According to Rankin, “When we look at a piece of art or hear something, what we hope is that it propels us” to consider moral issues. How, he asks, can we not look at a painting or photo and wonder, “Where did this come from? Who made it? What was their agenda? What is their point of view? What was their background?”
So where does that leave us, Rankin asks, when it comes to “work that was made a hundred years ago but is really powerful… and yet when we look at it a hundred years later it has all kinds of flaws?” Should museums remove paintings by famous artists if racist or sexist views come to light? Should individuals boycott books, songs, and video games created (or inspired) by artists who have made harmful statements toward individuals or groups of people? How should college classes address works by immoral artists?
Matthes says the term “immoral artists” in his book is intentionally provocative. “I don’t actually think it’s productive” to think of people as good or bad, moral or immoral, he says. “There’s a huge range” in the morality or lack thereof in artists’ actions, and Matthes believes there should also be a range in our responses, but he doesn’t believe that “great art can ever just excuse immorality.” He wants to reject the idea that “artists need to be a little inhuman” and “outside the norms of society.” He thinks that mindset encourages us to think of artists as not subject to the same rules. They should not be “immune to moral criticism,” he says.
Rankin agrees: “I do balk a little bit at having to be the one to decide who’s bad and who’s good,” but at the same time, he believes that “artists make work in response to who they are.” So “What do we confront first? The life of the artist or the work itself? It’s not one or the other,” he says.
Both speakers believe that context is often key to interpreting and evaluating art. Matthes says that it might be “really obscene” to choose Michael Jackson music at your wedding if you know one of your guests has experienced child abuse, given the child sexual assault allegations against Jackson. However, Matthes doesn’t believe that completely “cancelling” Jackson’s music is the solution, either.
Similarly, Matthes doesn’t believe that “we should necessarily continue with big exhibitions honoring Paul Gauguin,” a painter who had sexual relationships with young girls and employed racist terminology. According to Matthes, Gauguin “represents a paternalistic energy of a particular time” that we should “interrogate.” As for the notion that we should extend a degree of lenience to historical artists and view them as a product of their times, Matthes is “disinclined” to think of morality as relative to time period. The time when a work of art was created might affect how we engage with it or assign blame, but “Gauguin did a lot of morally horrific things, and the fact that it was in a different time and place doesn’t change that.”

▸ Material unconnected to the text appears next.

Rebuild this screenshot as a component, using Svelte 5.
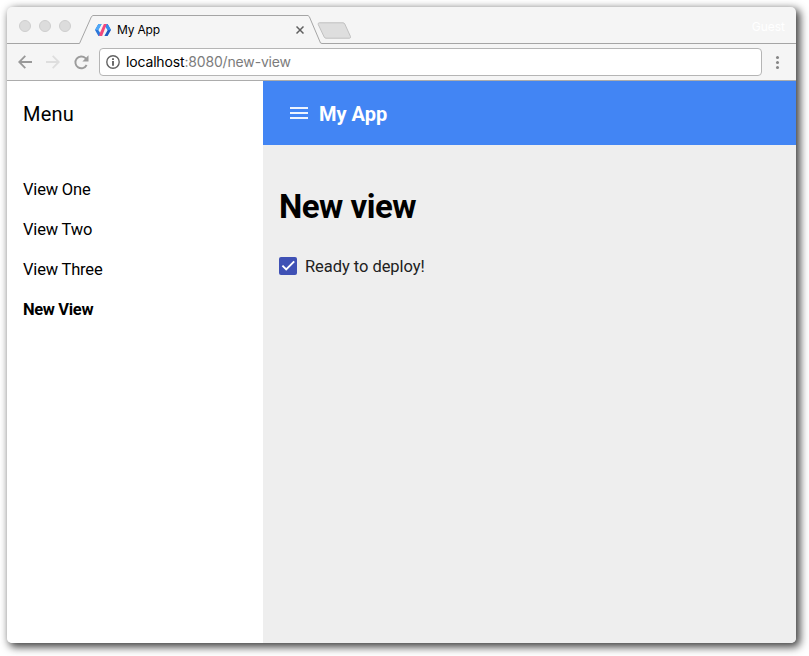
<script>
  let selected = $state('New View');
  const views = ['View One', 'View Two', 'View Three', 'New View'];
  let ready = $state(true);
</script>

<div class="desktop">
  <div class="window">
    <div class="tabstrip">
      <div class="lights"><i></i><i></i><i></i></div>
      <svg class="slope left" width="14" height="30" viewBox="0 0 14 30">
        <path d="M0 28.5h.5L12.5 1.5 14 .5" fill="none" stroke="#a5a5a5" />
      </svg>
      <div class="tab">
        <svg class="logo" width="16" height="14" viewBox="0 0 16 14">
          <path d="M3.4 1H6.6L3.3 7 5.9 11 4.4 13H3.4L0 7z" fill="#2b78dc" />
          <path d="M3.4 1H6.6L3.3 7H0z" fill="#4fa8f7" />
          <path d="M12.6 13H9.4L12.7 7 10.1 3 11.6 1h1L16 7z" fill="#1f5dc2" />
          <path d="M10.1 3L11.6 1h1L16 7h-3.3z" fill="#318ff0" />
          <path d="M8.9 1h2.9L7.1 13H4.2l.7-3z" fill="#f4487c" />
        </svg>
        <span class="tab-title">My App</span>
        <svg class="close" width="8" height="8" viewBox="0 0 8 8">
          <path d="M.5.5l7 7M7.5.5l-7 7" stroke="#606060" stroke-width="1.5" />
        </svg>
      </div>
      <svg class="slope right" width="15" height="30" viewBox="0 0 15 30">
        <path d="M0 .5h1L2.3 1.6 13.5 28 15 28.5" fill="none" stroke="#a5a5a5" />
      </svg>
      <div class="strip-rest">
        <svg class="newtab" width="35" height="18" viewBox="0 0 35 18">
          <path d="M2.2.8H26q1.2 0 1.8 1.2L33.5 14.6q.3 1.5-1 1.6H9q-1.2 0-1.8-1.2L1.2 2.4Q.8 1 2.2.8z" fill="#dedede" stroke="#c0c0c0" />
        </svg>
        <span class="guest">Guest</span>
      </div>
    </div>

    <div class="toolbar">
      <svg class="back" width="14" height="14" viewBox="0 0 14 14">
        <path d="M14 7H1.5M7.3.9L1.2 7l6.1 6.1" fill="none" stroke="#999" stroke-width="1.8" />
      </svg>
      <svg class="forward" width="14" height="14" viewBox="0 0 14 14">
        <path d="M0 7h12.5M6.7.9L12.8 7l-6.1 6.1" fill="none" stroke="#dedede" stroke-width="1.8" />
      </svg>
      <svg class="reload" width="15" height="15" viewBox="0 0 15 15">
        <path d="M12.6 10A5.9 5.9 0 1 1 11.5 3.2L13 4.7" fill="none" stroke="#9c9c9c" stroke-width="1.9" />
        <path d="M14.5.3v6.1H8.4z" fill="#9c9c9c" />
      </svg>
      <div class="omnibox">
        <svg width="14" height="14" viewBox="0 0 14 14">
          <circle cx="7" cy="7" r="6.2" fill="none" stroke="#626262" stroke-width="1.4" />
          <path d="M7 3.2v1.7M7 6.1v4.7" stroke="#505050" stroke-width="1.7" />
        </svg>
        <span class="url">localhost<span>:8080/new-view</span></span>
      </div>
      <div class="dots"><i></i><i></i><i></i></div>
    </div>

    <div class="page">
      <nav>
        <div class="menu-title">Menu</div>
        {#each views as view}
          <button class="link" class:active={view === selected} onclick={() => (selected = view)}>{view}</button>
        {/each}
      </nav>
      <main>
        <header>
          <svg width="18" height="12" viewBox="0 0 18 12">
            <path d="M0 0h18v2H0zM0 5h18v2H0zM0 10h18v2H0z" fill="#fff" opacity=".9" />
          </svg>
          <span class="app-title">My App</span>
        </header>
        <section>
          <h1>New view</h1>
          <button class="check" onclick={() => (ready = !ready)}>
            <span class="box" class:ready>
              {#if ready}
                <svg width="18" height="18" viewBox="0 0 18 18">
                  <path d="M3.4 8.7l3.8 3.8 8-8.1" fill="none" stroke="#fff" stroke-width="1.9" />
                </svg>
              {/if}
            </span>
            <span class="check-label">Ready to deploy!</span>
          </button>
        </section>
      </main>
    </div>
  </div>
</div>

<style>
  :global(body) { background: #fff; }
  .desktop {
    box-sizing: border-box;
    width: 809px;
    height: 656px;
    padding: 7px 13px 13px 7px;
    overflow: hidden;
  }
  .window {
    display: flex;
    flex-direction: column;
    height: 636px;
    border-radius: 5px;
    overflow: hidden;
    background: #f5f5f5;
    box-shadow: 3px 3px 9px 1px rgba(0, 0, 0, .75);
    font-family: Roboto, sans-serif;
  }
  svg { display: block; flex: none; }
  button { border: 0; background: none; padding: 0; font-family: inherit; text-align: left; color: inherit; }

  .tabstrip { display: flex; height: 37px; flex: none; }
  .lights {
    box-sizing: border-box;
    display: flex;
    gap: 8px;
    width: 72px;
    padding: 13px 0 0 12px;
    border-bottom: 1px solid #a5a5a5;
  }
  .lights i { box-sizing: border-box; width: 12px; height: 12px; border-radius: 50%; background: #dcdcdc; border: 1px solid #cecece; }
  .slope { margin-top: 8px; }
  .tab {
    box-sizing: border-box;
    display: flex;
    align-items: center;
    width: 214px;
    height: 29px;
    margin-top: 8px;
    padding-left: 2px;
    border-top: 1px solid #a5a5a5;
  }
  .tab-title { margin-left: 6px; font: 12px/16px Inter, sans-serif; letter-spacing: -.2px; color: #000; }
  .close { margin-left: auto; margin-right: 3px; }
  .strip-rest { box-sizing: border-box; flex: 1; display: flex; border-bottom: 1px solid #a5a5a5; }
  .newtab { margin: 15px 0 0 -5px; }
  .guest { margin: 12px 11px 0 auto; font: 12px/16px Inter, sans-serif; color: #fff; }

  .toolbar {
    box-sizing: border-box;
    display: flex;
    align-items: center;
    height: 37px;
    flex: none;
    padding-left: 11px;
    border-bottom: 1px solid #acacac;
  }
  .forward { margin-left: 14px; }
  .reload { margin-left: 14px; }
  .omnibox {
    box-sizing: border-box;
    display: flex;
    align-items: center;
    width: 663px;
    height: 28px;
    margin-left: 10px;
    padding-left: 6px;
    border: 1px solid #b5b5b5;
    border-radius: 4px;
    background: #fff;
  }
  .url { margin-left: 6px; font: 14px/18px Inter, sans-serif; letter-spacing: -.16px; color: #000; white-space: nowrap; }
  .url span { color: #7c7c7c; }
  .dots { display: flex; flex-direction: column; gap: 2px; margin-left: 14px; }
  .dots i { width: 3px; height: 3px; border-radius: 50%; background: #858585; }

  .page { display: flex; flex: 1; min-height: 0; }
  nav { width: 256px; flex: none; background: #fff; color: #000; }
  .menu-title { height: 64px; margin-bottom: 25px; padding-left: 16px; font-size: 20px; line-height: 66px; letter-spacing: .2px; }
  .link { display: block; width: 100%; padding-left: 16px; font-size: 16.5px; line-height: 40px; letter-spacing: -.18px; }
  .active { font-weight: 700; letter-spacing: -.35px; }
  main { flex: 1; background: #eee; }
  header { display: flex; align-items: center; height: 64px; padding-left: 27px; background: #4285f4; color: #fff; }
  .app-title { margin: 2px 0 0 11px; font-size: 20px; font-weight: 700; }
  section { padding: 42px 16px 0; }
  h1 { margin: 0; font-size: 33px; line-height: 40px; font-weight: 700; letter-spacing: -.5px; color: #000; }
  .check { display: flex; align-items: center; margin-top: 27px; height: 24px; }
  .box { box-sizing: border-box; width: 18px; height: 18px; border: 2px solid #5a5a5a; border-radius: 2px; }
  .ready { border: 0; background: #3f51b5; }
  .check-label { margin: 2px 0 0 8px; font-size: 16.5px; line-height: 24px; letter-spacing: -.05px; color: #212121; }
</style>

Nevertheless, Matthes thinks we can and should still engage with and respond to the work of “immoral artists.” His concern, he says, is that taking art off of walls and bookshelves and not talking about it “isn’t reckoning with the legacy.” He also doesn’t “see a reason to put certain types of art on a pedestal and treat them differently…. Artistic expression is a fundamental part of human life.”

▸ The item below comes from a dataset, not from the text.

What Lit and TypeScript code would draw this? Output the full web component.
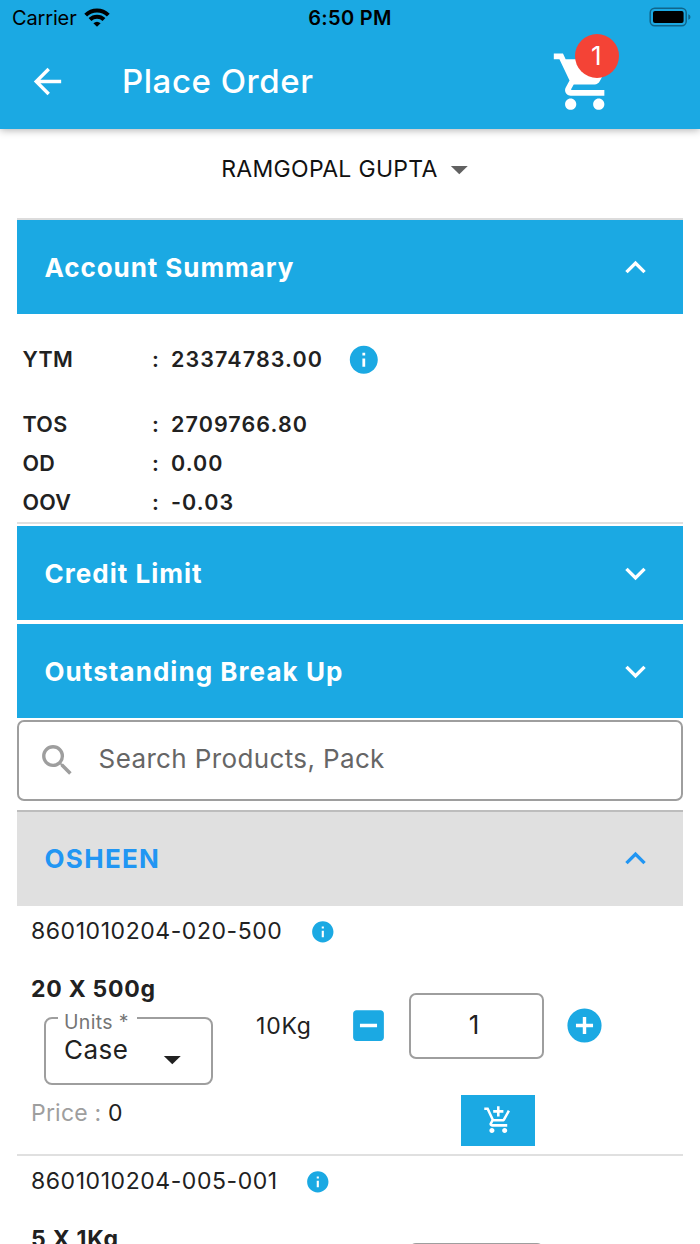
import { LitElement, html, css, svg } from "lit";

const ICONS = {
  back: "M20 11H7.83l5.59-5.59L12 4l-8 8 8 8 1.41-1.41L7.83 13H20v-2z",
  cart: "M7 18c-1.1 0-1.99.9-1.99 2S5.9 22 7 22s2-.9 2-2-.9-2-2-2zM1 2v2h2l3.6 7.59-1.35 2.45c-.16.28-.25.61-.25.96 0 1.1.9 2 2 2h12v-2H7.42c-.14 0-.25-.11-.25-.25l.03-.12.9-1.63h7.45c.75 0 1.41-.41 1.75-1.03l3.58-6.49A1.003 1.003 0 0 0 20 4H5.21l-.94-2H1zm16 16c-1.1 0-1.99.9-1.99 2s.89 2 1.99 2 2-.9 2-2-.9-2-2-2z",
  up: "M12 8l-6 6 1.41 1.41L12 10.83l4.59 4.58L18 14z",
  down: "M16.59 8.59L12 13.17 7.41 8.59 6 10l6 6 6-6z",
  info: "M12 2C6.48 2 2 6.48 2 12s4.48 10 10 10 10-4.48 10-10S17.52 2 12 2zm1 15h-2v-6h2v6zm0-8h-2V7h2v2z",
  search: "M15.5 14h-.79l-.28-.27A6.471 6.471 0 0 0 16 9.5 6.5 6.5 0 1 0 9.5 16c1.61 0 3.09-.59 4.23-1.57l.27.28v.79l5 4.99L20.49 19l-4.99-5zm-6 0C7.01 14 5 11.99 5 9.5S7.01 5 9.5 5 14 7.01 14 9.5 11.99 14 9.5 14z",
  dropdown: "M7 10l5 5 5-5z",
  minus: "M19 3H5c-1.11 0-2 .9-2 2v14c0 1.1.89 2 2 2h14c1.1 0 2-.9 2-2V5c0-1.1-.9-2-2-2zm-2 10H7v-2h10v2z",
  plus: "M12 2C6.48 2 2 6.48 2 12s4.48 10 10 10 10-4.48 10-10S17.52 2 12 2zm5 11h-4v4h-2v-4H7v-2h4V7h2v4h4v2z",
  addCart: "M11 9h2V6h3V4h-3V1h-2v3H8v2h3v3zm-4 9c-1.1 0-1.99.9-1.99 2S5.9 22 7 22s2-.9 2-2-.9-2-2-2zm10 0c-1.1 0-1.99.9-1.99 2s.89 2 1.99 2 2-.9 2-2-.9-2-2-2zm-9.83-3.25l.03-.12.9-1.63h7.45c.75 0 1.41-.41 1.75-1.03l3.86-7.01L19.42 4h-.01l-1.1 2-2.76 5H8.53l-.13-.27L6.16 6l-.95-2-.94-2H1v2h2l3.6 7.59-1.35 2.45c-.16.28-.25.61-.25.96 0 1.1.9 2 2 2h12v-2H7.42c-.13 0-.25-.11-.25-.25z",
};

const icon = (name: keyof typeof ICONS, cls = "") =>
  html`<svg class="icon ${cls}" viewBox="0 0 24 24">${svg`<path d=${ICONS[name]} />`}</svg>`;

interface Product { code: string; pack: string; weight: string; unit: string; qty: number; price: number; }

class ProductItem extends LitElement {
  static properties = { product: { attribute: false } };
  declare product: Product;

  static styles = css`
    :host { display: block; height: 248px; border-bottom: 2px solid #e0e0e0; color: #212121; font-size: 23px; line-height: 28px; }
    .icon { display: block; flex: none; fill: #1ba9e3; }
    .code-row { display: flex; align-items: center; height: 50px; padding: 0 0 2px 14px; }
    .code { letter-spacing: 0.56px; }
    .info { width: 25.6px; height: 25.6px; margin-left: 27.7px; margin-top: 2px; }
    .body { display: flex; align-items: flex-start; height: 196px; padding-left: 14px; }
    .details { width: 225px; padding-top: 17px; }
    .pack { font-weight: 700; letter-spacing: 0.75px; }
    .units { box-sizing: border-box; position: relative; width: 169px; height: 68px; margin: 14px 0 0 12.5px; padding: 15px 18px 0 18.5px; border: 2px solid #9e9e9e; border-radius: 8px; display: flex; justify-content: space-between; font-size: 26px; line-height: 32px; letter-spacing: 0.5px; }
    .units label { position: absolute; left: 12.5px; top: -10px; width: 79px; height: 26px; box-sizing: border-box; padding-left: 6px; background: #fff; font-size: 19.5px; line-height: 26px; letter-spacing: 0.35px; color: #757575; white-space: nowrap; }
    .units .icon { fill: #212121; width: 40.6px; height: 40.6px; margin-top: 5px; }
    .price { margin-top: 14px; letter-spacing: 0.2px; color: #9e9e9e; }
    .price span { color: #212121; }
    .weight { width: 92px; margin-top: 54px; letter-spacing: 0.8px; }
    .minus { width: 41px; height: 41px; margin-top: 47.3px; }
    .qty { box-sizing: border-box; width: 135px; height: 66px; margin: 35px 0 0 20px; border: 2px solid #9e9e9e; border-radius: 7px; display: flex; align-items: center; justify-content: center; font-size: 26px; padding-right: 5px; padding-bottom: 2px; }
    .plus { width: 41px; height: 41px; margin: 47.3px 0 0 20px; }
    .order { display: flex; align-items: flex-start; flex-wrap: wrap; width: 420px; align-content: flex-start; }
    .add { width: 74px; height: 51px; margin: 36px 0 0 205px; background: #1ba9e3; display: flex; align-items: center; justify-content: center; }
    .add .icon { fill: #fff; width: 30.6px; height: 30.6px; }
  `;

  render() {
    const p = this.product;
    return html`
      <div class="code-row"><span class="code">${p.code}</span>${icon("info", "info")}</div>
      <div class="body">
        <div class="details">
          <div class="pack">${p.pack}</div>
          <div class="units"><label>Units *</label><span>${p.unit}</span>${icon("dropdown")}</div>
          <div class="price">Price : <span>${p.price}</span></div>
        </div>
        <div class="order">
          <div class="weight">${p.weight}</div>
          ${icon("minus", "minus")}
          <div class="qty">${p.qty}</div>
          ${icon("plus", "plus")}
          <div class="add">${icon("addCart")}</div>
        </div>
      </div>
    `;
  }
}
customElements.define("product-item", ProductItem);

const PRODUCTS: Product[] = [
  { code: "8601010204-020-500", pack: "20 X 500g", weight: "10Kg", unit: "Case", qty: 1, price: 0 },
  { code: "8601010204-005-001", pack: "5 X 1Kg", weight: "5Kg", unit: "Case", qty: 1, price: 0 },
];

const SUMMARY = [
  { label: "YTM", value: "23374783.00", info: true },
  { label: "TOS", value: "2709766.80", info: false },
  { label: "OD", value: "0.00", info: false },
  { label: "OOV", value: "-0.03", info: false },
];

class AppRoot extends LitElement {
  static styles = css`
    :host { display: block; height: 1244px; overflow: hidden; background: #fff; font-family: Inter, "Liberation Sans", sans-serif; color: #212121; }
    .icon { display: block; flex: none; fill: currentColor; }
    header { height: 128.5px; background: #1ba9e3; box-shadow: 0 1px 8px rgba(0, 0, 0, 0.32); }
    .status { display: grid; grid-template-columns: 1fr auto 1fr; align-items: center; height: 36px; padding: 0 9px 0 12px; color: #000; font-size: 20px; }
    .carrier { display: flex; align-items: center; gap: 7.5px; letter-spacing: -0.15px; }
    .wifi { width: 26px; height: 19px; margin-top: -2px; }
    .clock { font-weight: 600; letter-spacing: 0.3px; margin-right: 3px; }
    .battery { width: 42px; height: 20px; justify-self: end; margin-top: -2px; display: block; }
    .bar { display: flex; align-items: center; height: 91px; color: #fff; padding-left: 27px; }
    .back { width: 41px; height: 41px; }
    h1 { margin: 0 0 2px 54px; width: 429px; font-size: 33px; font-weight: 500; letter-spacing: 0.55px; line-height: 40px; }
    .cart { position: relative; width: 67.4px; height: 67.4px; }
    .cart .icon { width: 67.4px; height: 67.4px; }
    .badge { position: absolute; left: 23.8px; top: -14px; width: 44px; height: 44px; border-radius: 50%; background: #f44336; display: flex; align-items: center; justify-content: center; font-size: 26px; padding-right: 1px; box-sizing: border-box; }
    .customer { display: flex; align-items: center; justify-content: center; height: 81px; font-size: 23px; letter-spacing: 0.3px; color: #111; padding-left: 0.5px; }
    .customer .icon { width: 40.6px; height: 40.6px; color: #616161; margin-left: 1px; }
    main { padding: 8.5px 17px 0; display: flex; flex-direction: column; }
    .panel { display: flex; align-items: center; justify-content: space-between; height: 94px; background: #1ba9e3; color: #fff; font-size: 26px; font-weight: 700; letter-spacing: 1.02px; padding: 0 27px 0 27.5px; }
    .panel .icon { width: 41px; height: 41px; }
    .panel.first { border-top: 2px solid #dcdcdc; }
    .panel.first span { letter-spacing: 0.93px; }
    .panel.next { margin-top: 4px; letter-spacing: 1.05px; }
    .panel.group { box-sizing: border-box; height: 96px; padding-bottom: 2px; background: #e0e0e0; color: #2196f3; border-top: 2px solid #bdbdbd; margin-top: 9px; }
    .panel.group span { letter-spacing: 1.3px; }
    .summary { height: 208px; border-bottom: 2px solid #e0e0e0; margin-bottom: 2px; font-size: 21.5px; font-weight: 600; padding-left: 5.5px; display: flex; flex-direction: column; }
    .entry { display: flex; align-items: center; height: 39px; }
    .entry.wide { box-sizing: border-box; height: 90px; padding-bottom: 1px; }
    .label { width: 129.5px; letter-spacing: 0.3px; }
    .colon { width: 19px; }
    .amount { letter-spacing: 1.1px; }
    .entry .icon { width: 33.6px; height: 33.6px; color: #1ba9e3; margin-left: 23.8px; margin-top: 2px; }
    .search { box-sizing: border-box; height: 81px; margin-top: 2px; border: 2px solid #9e9e9e; border-radius: 7px; display: flex; align-items: center; font-size: 26px; letter-spacing: 0.37px; color: #666; padding: 0 0 4px 18px; }
    .search .icon { width: 40.6px; height: 40.6px; color: #9e9e9e; margin-right: 21px; margin-top: 4px; }
  `;

  render() {
    return html`
      <header>
        <div class="status">
          <div class="carrier">
            <span>Carrier</span>
            <svg class="wifi" viewBox="0 0 26 19">
              <g fill="none" stroke="#000" stroke-width="4">
                <path d="M1.7 7.2A16 16 0 0 1 24.3 7.2" />
                <path d="M6 11.5A10 10 0 0 1 20 11.5" />
              </g>
              <path d="M13 18.8L9.4 15.3A5.6 5.6 0 0 1 16.6 15.3Z" />
            </svg>
          </div>
          <span class="clock">6:50 PM</span>
          <svg class="battery" viewBox="0 0 42 20">
            <rect x="1.2" y="1.2" width="36" height="17.6" rx="4.5" fill="none" stroke="#10658a" stroke-width="1.5" />
            <rect x="4" y="4" width="30.6" height="12" rx="2" fill="#000" />
            <path d="M39.3 7.2Q41.5 8 41.5 10T39.3 12.8Z" fill="#10658a" />
          </svg>
        </div>
        <div class="bar">
          ${icon("back", "back")}
          <h1>Place Order</h1>
          <div class="cart">${icon("cart")}<span class="badge">1</span></div>
        </div>
      </header>
      <div class="customer"><span>RAMGOPAL GUPTA</span>${icon("dropdown")}</div>
      <main>
        <div class="panel first"><span>Account Summary</span>${icon("up")}</div>
        <section class="summary">
          ${SUMMARY.map((r) => html`
            <div class="entry ${r.info ? "wide" : ""}">
              <span class="label">${r.label}</span><span class="colon">:</span>
              <span class="amount">${r.value}</span>${r.info ? icon("info") : ""}
            </div>`)}
        </section>
        <div class="panel"><span>Credit Limit</span>${icon("down")}</div>
        <div class="panel next"><span>Outstanding Break Up</span>${icon("down")}</div>
        <div class="search">${icon("search")}<span>Search Products, Pack</span></div>
        <div class="panel group"><span>OSHEEN</span>${icon("up")}</div>
        ${PRODUCTS.map((p) => html`<product-item .product=${p}></product-item>`)}
      </main>
    `;
  }
}
customElements.define("app-root", AppRoot);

What if an individual doesn’t want to engage with such art at all? What if the actions of an artist, dead or alive, are so objectionable to someone that they want nothing to do with it? Matthes is okay with that attitude, though he does think it’s “missing an opportunity.”
Completely disengaging from art on account of its creator’s moral life “feels like a way of not taking the moral criticism seriously,” Matthes says. “It’s not something you would be wrong to fail to do,” but he believes in engaging with moral issues, even those that “it would be easier to just ignore.”
But he acknowledges that personal identities can play a role in how or whether we engage with the work of immoral artists. Matthes believes it’s important to consider “the position you’re coming from” when you read or think about these issues. On the other hand, people and groups who may be more directly impacted by an artist’s problematic views “also have really thoughtful, nuanced ways” of engaging—or not engaging—with the art.
Matthes believes that “we have a lot of moral latitude when it comes to our individual engagement” with art. He finds it difficult to make the argument that reading, listening to, or viewing art in your own home is directly harmful to others, even if the artist in question is still alive.
Summers, meanwhile, points out that if someone is upset by an artist, there could be cases where “you’re taking it out on your friends… when you should be taking it out on the band.”
Institutions like universities, however, might need to take further considerations. “Different moral norms might apply,” Matthes suggests, “based on the positions of power we occupy.” Classrooms, for instance, are a “semi-public” space. They can help provide context in conversations about “morally problematic art” and encourage people to “think really carefully and critically.” If a class is going to engage with such topics, though, Matthes thinks it’s important to spell that out to students beforehand.
Powerful conversations can take place outside of classrooms, too — in book clubs and even informal conversations with friends. “You don’t want to let the moral concerns completely drive the bus” when engaging with art, Matthes says, “but I think it’s important not to ignore them.”
Rankin concludes by reminding us that it isn’t just artists who face decisions about how to respond to the world. For instance, even among those who don’t think of themselves as photographers, anyone who carries a cell phone is making choices every time they take a photo — about what they’re presenting and why.